We installed the latest version of Tesseract, version 5, on our Mac. This was easy. Just run the command brew install tesseract and, a few moments later, Tesseract was ready to run from the Terminal.
Then we ran the following command:
tesseract -l eng handwriting-sample13.jpg stdout
This instructs Tesseract to perform OCR on the JPEG file called handwriting-sample13.jpg, with English as the source language, printing the result to the Terminal.
Unfortunately this resulted in no output at all. The resolution of our source image was too low for Tesseract.
Since we wanted to have some kind of output to compare against the rest, we upscaled the source image by 4x. This resulted in a much sharper image that we once more passed to Tesseract:
tesseract -l eng handwriting-sample13-upscaled.jpg stdout
And here's the result:
ie |
fed nae = ete Baty
of t Vein ak Gina Ake pacar ) pa "Slicclaee
fe pee
atte Alters ; “hibgiga ) 1 toe, Jp BYE.
Feel FEMA HM Hed ane. millennia yd x Hhale not Hi. us, AB Ake Gorge and wand leeds °D oe forebears. .
Clearly this is not a usable result, and we find only a few words (e.g. millenia, forebears) from the source image to tell us that the two are in fact related!
Tesseract produced a Word Error Rate (WER) of 95.4%, according to the online calculator we used. Almost every word in the transcription was incorrect.
The results
We were delighted to see that HandwritingOCR produced the best results in this test of handwriting to text conversion services. The next best service produced three times as many errors.

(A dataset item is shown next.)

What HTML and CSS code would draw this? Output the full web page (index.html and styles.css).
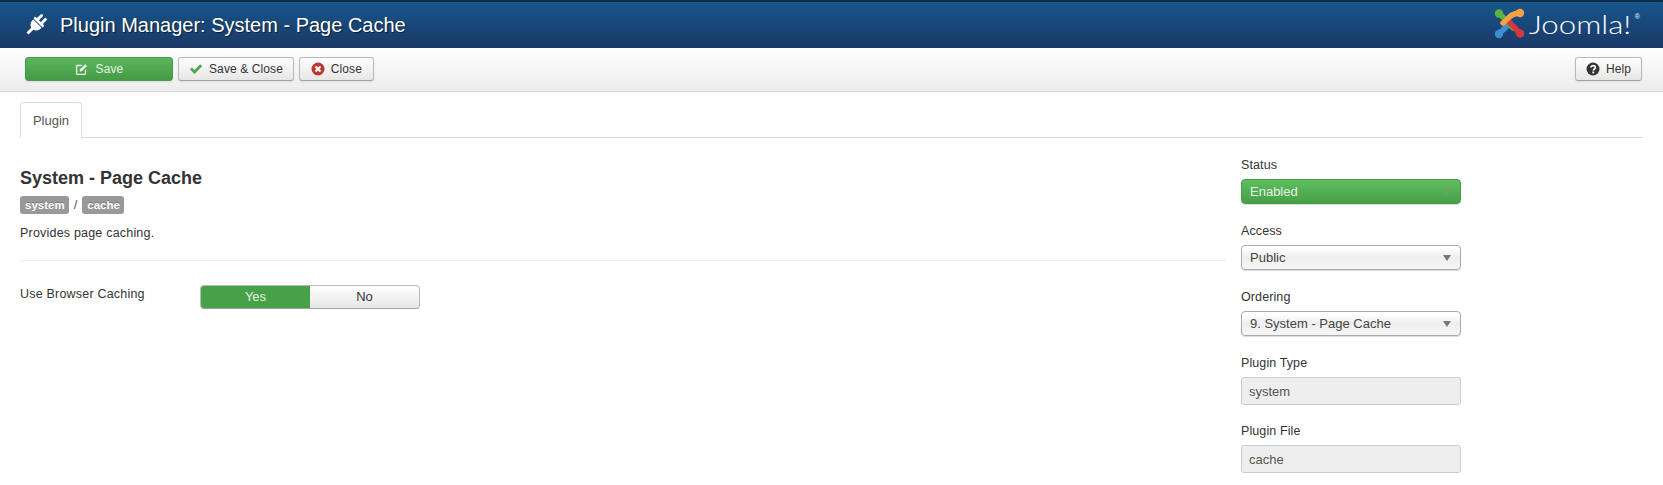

Accurate handwriting to text conversion is one of the final challenges in document automation that could unlock efficiency gains throughout business, industry, and our personal lives. AI will help to drive innovation in this space at an accelerating pace, and we are pleased to be leading this progress.
We have documented this test with screenshots, and the verbatim output of each handwriting OCR service. These results can be reproduced using the same test image we used, which is linked to at the beginning of this article.